- Exercise prompt -
Pull out all lines from the listing below in which the word "that" appears.

———

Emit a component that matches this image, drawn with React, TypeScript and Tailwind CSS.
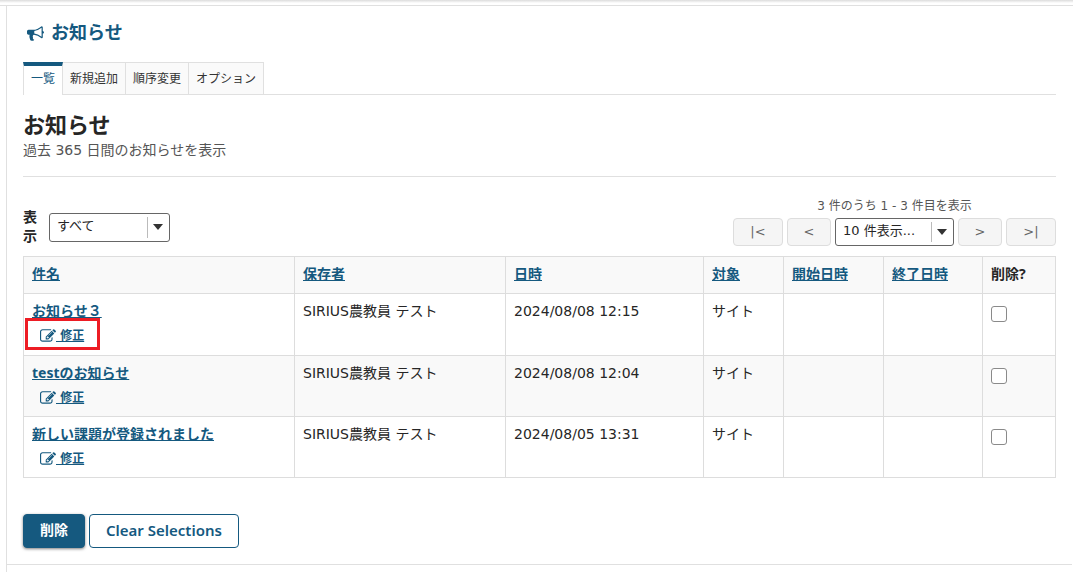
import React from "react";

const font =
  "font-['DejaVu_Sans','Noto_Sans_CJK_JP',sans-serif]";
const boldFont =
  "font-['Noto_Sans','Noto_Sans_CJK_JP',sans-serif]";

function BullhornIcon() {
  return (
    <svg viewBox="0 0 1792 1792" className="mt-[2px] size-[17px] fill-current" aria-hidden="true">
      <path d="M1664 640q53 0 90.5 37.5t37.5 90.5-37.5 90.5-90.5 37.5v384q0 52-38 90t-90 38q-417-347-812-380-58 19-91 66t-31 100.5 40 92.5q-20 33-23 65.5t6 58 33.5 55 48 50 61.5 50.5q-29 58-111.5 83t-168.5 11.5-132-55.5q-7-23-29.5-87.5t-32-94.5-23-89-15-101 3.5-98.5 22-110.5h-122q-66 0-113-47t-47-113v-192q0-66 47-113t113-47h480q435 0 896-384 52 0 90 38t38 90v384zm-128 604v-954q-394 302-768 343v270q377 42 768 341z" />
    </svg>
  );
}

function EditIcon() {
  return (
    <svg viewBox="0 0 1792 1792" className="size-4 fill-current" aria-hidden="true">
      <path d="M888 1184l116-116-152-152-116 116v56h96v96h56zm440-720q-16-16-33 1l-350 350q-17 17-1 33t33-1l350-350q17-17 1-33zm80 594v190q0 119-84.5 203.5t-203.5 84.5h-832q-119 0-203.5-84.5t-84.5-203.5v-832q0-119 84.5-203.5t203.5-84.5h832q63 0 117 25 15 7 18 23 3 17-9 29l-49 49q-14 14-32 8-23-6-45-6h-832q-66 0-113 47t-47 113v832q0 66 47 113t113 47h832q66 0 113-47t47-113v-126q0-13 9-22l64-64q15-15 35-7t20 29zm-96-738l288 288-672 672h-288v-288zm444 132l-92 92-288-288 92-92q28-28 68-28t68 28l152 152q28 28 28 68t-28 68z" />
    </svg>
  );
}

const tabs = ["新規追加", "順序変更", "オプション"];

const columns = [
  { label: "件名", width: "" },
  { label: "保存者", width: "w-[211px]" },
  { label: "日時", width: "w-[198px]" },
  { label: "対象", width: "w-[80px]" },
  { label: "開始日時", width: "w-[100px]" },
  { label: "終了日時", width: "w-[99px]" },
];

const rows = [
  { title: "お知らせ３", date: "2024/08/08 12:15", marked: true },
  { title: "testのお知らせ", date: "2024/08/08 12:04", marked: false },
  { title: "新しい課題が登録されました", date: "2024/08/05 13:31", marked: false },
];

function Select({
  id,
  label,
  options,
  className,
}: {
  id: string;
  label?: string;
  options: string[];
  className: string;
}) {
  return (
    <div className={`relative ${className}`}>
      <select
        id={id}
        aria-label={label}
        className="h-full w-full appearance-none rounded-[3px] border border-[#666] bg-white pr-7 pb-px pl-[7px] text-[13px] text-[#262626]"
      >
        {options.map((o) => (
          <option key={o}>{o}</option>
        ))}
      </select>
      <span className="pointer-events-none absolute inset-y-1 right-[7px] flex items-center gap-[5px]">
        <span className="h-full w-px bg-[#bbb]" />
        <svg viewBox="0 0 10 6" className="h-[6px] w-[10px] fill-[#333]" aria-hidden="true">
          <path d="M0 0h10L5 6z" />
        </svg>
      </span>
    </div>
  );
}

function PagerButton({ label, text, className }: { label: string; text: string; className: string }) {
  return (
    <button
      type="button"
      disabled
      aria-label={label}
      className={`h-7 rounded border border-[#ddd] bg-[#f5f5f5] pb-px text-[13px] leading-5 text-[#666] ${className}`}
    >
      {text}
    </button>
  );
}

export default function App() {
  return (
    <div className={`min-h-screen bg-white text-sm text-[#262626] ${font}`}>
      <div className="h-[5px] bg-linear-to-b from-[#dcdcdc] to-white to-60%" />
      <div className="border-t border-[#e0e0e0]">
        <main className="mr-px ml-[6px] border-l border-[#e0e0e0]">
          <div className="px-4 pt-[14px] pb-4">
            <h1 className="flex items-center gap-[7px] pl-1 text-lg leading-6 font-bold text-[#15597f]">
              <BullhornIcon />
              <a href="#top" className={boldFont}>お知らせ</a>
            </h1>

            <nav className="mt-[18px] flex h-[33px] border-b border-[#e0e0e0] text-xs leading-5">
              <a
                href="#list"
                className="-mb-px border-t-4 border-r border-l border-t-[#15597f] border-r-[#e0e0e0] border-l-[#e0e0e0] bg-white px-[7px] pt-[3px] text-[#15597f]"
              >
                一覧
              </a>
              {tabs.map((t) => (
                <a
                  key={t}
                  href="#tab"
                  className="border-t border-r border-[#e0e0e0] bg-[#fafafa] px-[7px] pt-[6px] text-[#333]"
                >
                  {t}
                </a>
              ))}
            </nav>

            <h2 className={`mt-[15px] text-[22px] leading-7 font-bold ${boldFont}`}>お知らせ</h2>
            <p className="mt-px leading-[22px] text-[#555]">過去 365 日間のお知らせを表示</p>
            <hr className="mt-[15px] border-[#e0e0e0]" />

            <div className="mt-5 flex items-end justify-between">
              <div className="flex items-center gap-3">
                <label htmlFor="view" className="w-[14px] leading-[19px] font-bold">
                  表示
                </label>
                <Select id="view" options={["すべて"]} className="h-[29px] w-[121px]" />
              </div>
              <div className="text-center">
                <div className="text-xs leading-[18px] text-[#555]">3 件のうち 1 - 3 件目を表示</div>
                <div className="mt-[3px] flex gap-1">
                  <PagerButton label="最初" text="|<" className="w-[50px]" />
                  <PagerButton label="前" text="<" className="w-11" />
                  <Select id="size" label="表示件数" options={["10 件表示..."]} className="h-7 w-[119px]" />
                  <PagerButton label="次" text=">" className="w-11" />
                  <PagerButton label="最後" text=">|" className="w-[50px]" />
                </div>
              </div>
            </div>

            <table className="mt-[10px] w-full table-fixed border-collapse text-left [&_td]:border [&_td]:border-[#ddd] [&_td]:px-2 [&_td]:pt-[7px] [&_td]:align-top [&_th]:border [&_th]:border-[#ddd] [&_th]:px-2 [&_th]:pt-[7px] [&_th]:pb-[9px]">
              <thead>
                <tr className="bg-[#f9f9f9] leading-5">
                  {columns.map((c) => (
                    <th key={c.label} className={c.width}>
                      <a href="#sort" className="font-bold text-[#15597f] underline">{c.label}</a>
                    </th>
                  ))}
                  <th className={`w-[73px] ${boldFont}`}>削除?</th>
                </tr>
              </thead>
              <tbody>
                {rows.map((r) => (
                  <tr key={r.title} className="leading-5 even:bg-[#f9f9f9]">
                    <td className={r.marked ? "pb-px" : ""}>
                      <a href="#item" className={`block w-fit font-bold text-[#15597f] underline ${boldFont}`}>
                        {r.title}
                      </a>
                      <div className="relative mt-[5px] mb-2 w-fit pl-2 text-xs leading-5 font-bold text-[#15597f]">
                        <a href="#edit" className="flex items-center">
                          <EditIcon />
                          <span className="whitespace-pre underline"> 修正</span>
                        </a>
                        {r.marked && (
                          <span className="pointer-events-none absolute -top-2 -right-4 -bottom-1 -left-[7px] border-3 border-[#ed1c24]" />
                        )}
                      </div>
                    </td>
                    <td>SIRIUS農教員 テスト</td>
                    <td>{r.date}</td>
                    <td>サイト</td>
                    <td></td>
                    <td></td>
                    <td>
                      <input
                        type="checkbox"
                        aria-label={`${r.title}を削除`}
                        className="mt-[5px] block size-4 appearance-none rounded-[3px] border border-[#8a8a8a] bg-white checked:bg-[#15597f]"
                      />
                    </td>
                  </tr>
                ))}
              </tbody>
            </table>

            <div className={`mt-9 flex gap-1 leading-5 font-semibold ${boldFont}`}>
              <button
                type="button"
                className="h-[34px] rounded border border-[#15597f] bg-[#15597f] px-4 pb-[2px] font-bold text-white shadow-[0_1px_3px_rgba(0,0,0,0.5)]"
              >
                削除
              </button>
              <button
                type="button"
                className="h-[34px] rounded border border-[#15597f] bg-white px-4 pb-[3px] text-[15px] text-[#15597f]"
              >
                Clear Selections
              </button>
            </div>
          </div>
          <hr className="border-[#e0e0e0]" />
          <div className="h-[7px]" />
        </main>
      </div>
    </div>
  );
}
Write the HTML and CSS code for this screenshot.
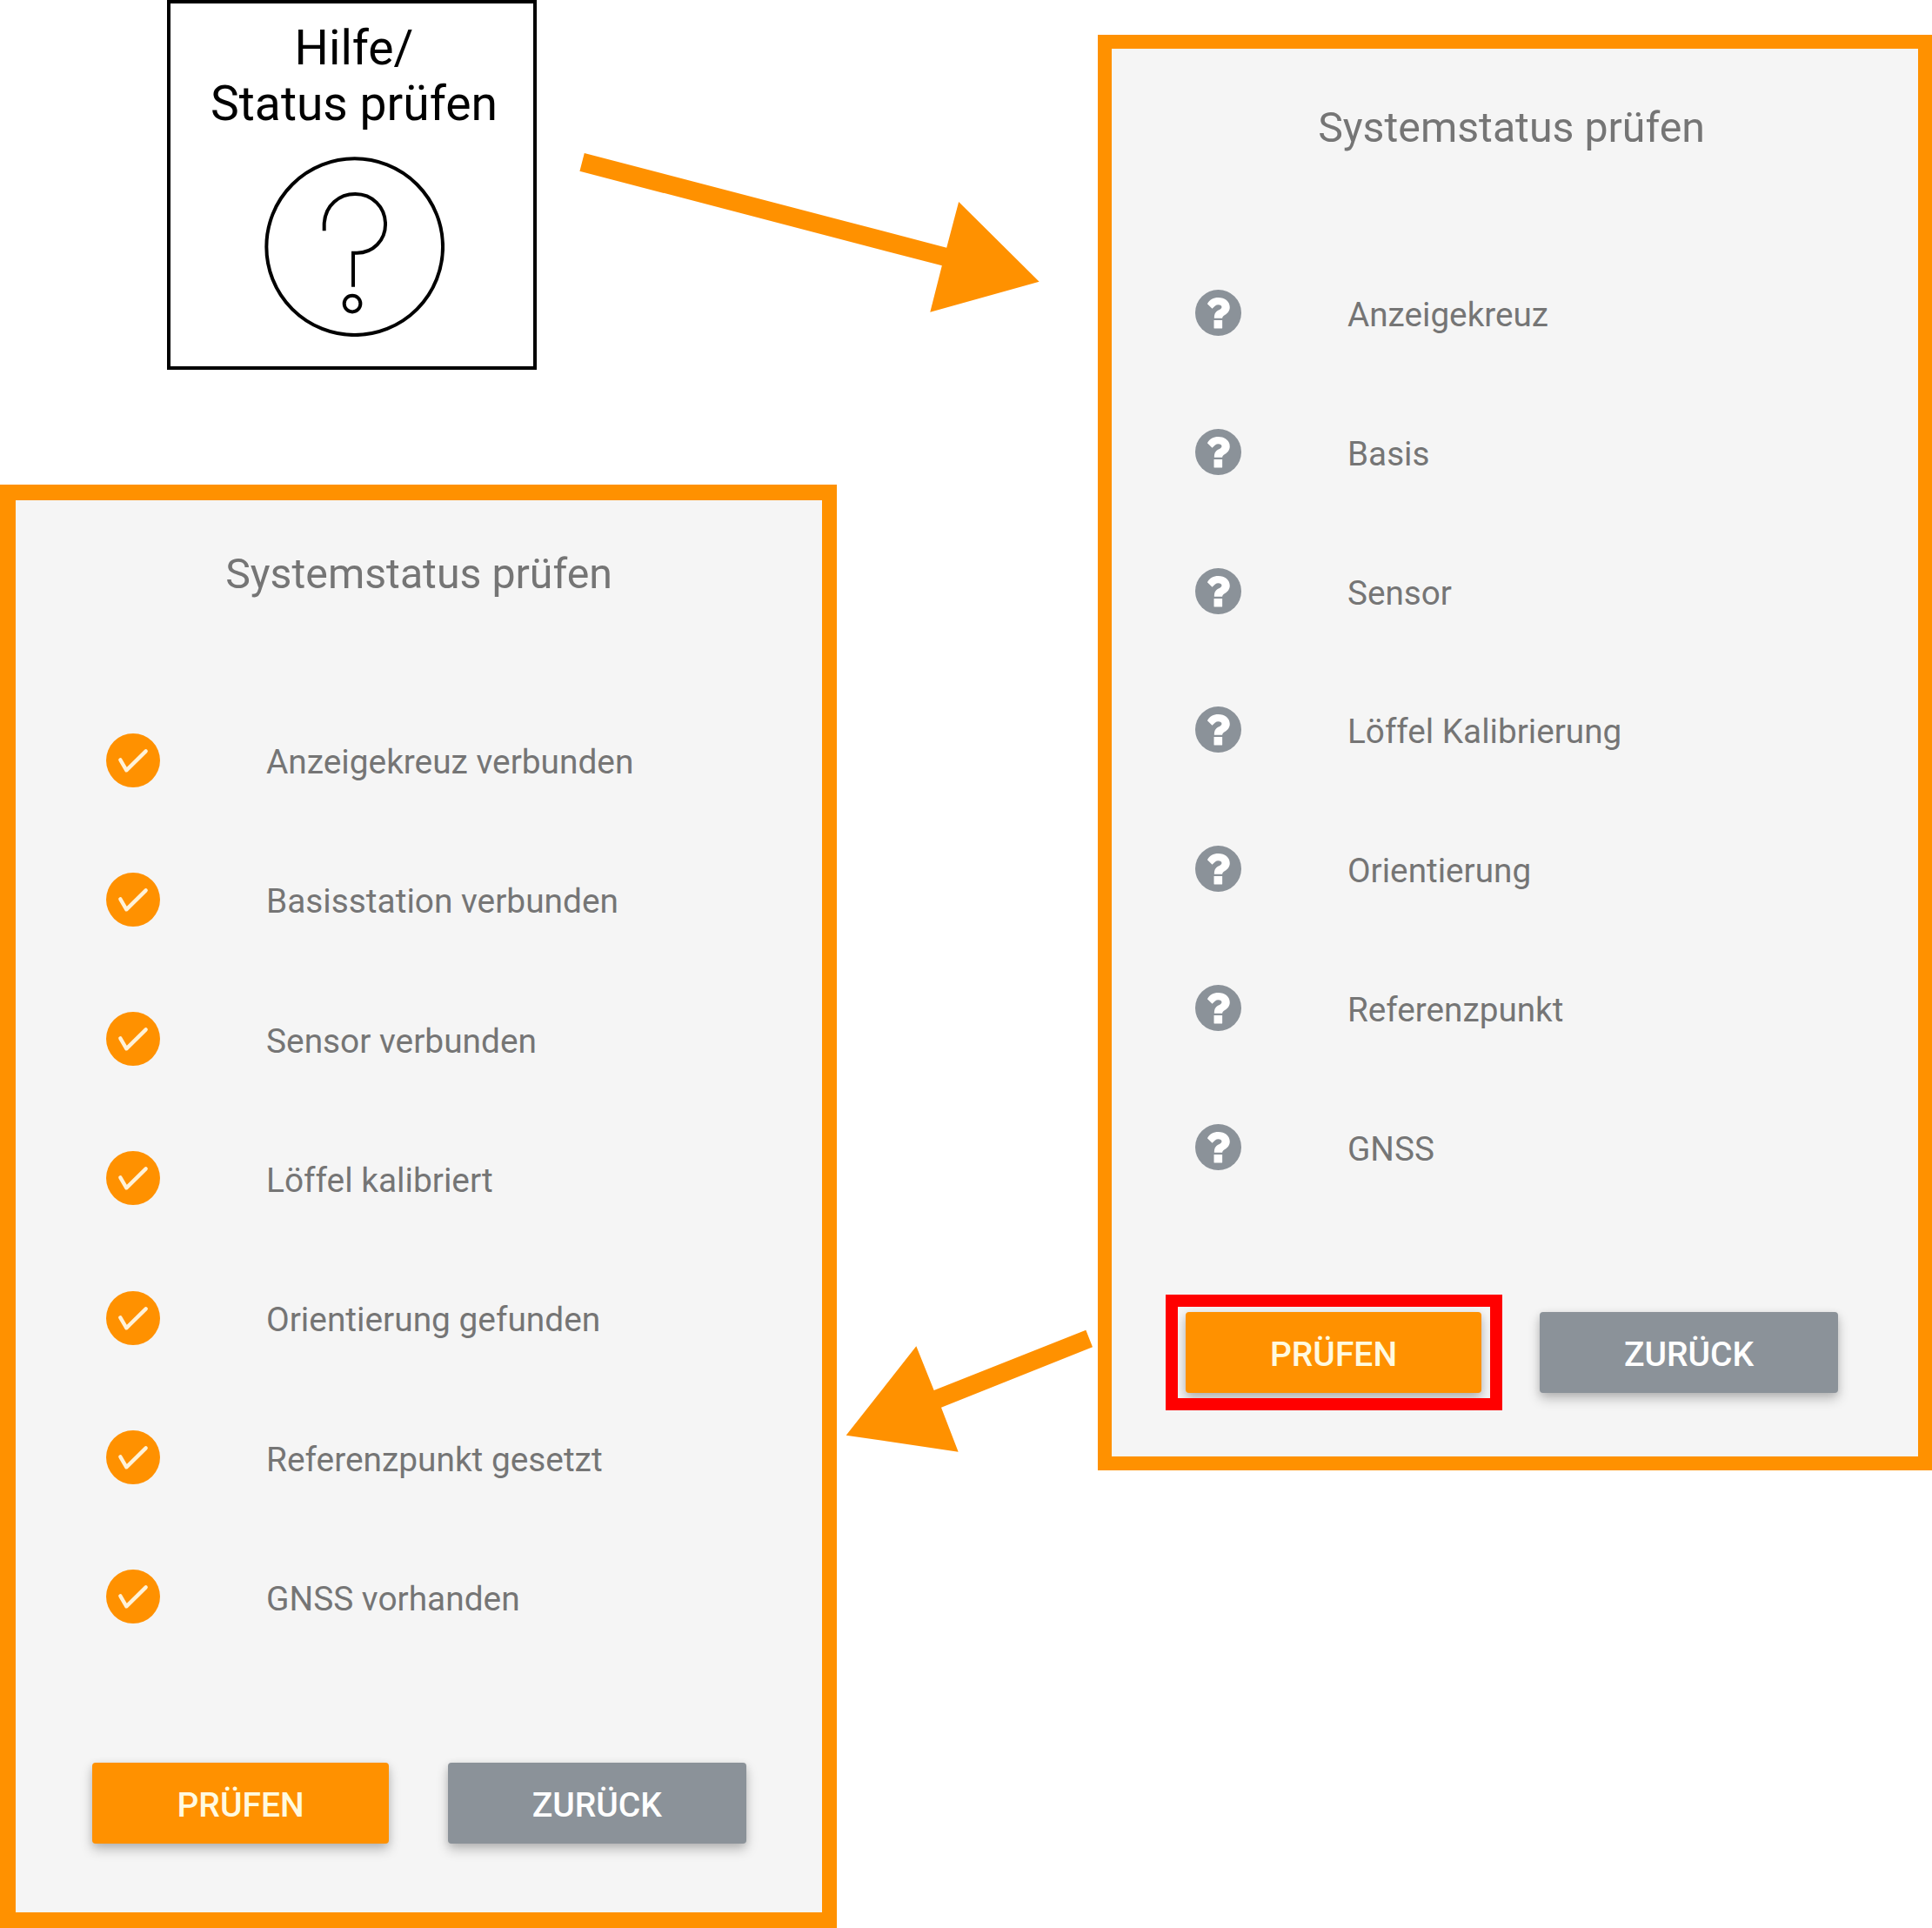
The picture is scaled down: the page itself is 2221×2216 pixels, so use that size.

———

- Task answer -
Emit a component that matches this image, drawn with React, TypeScript and Tailwind CSS.
The picture is scaled down: the page itself is 2221×2216 pixels, so use that size.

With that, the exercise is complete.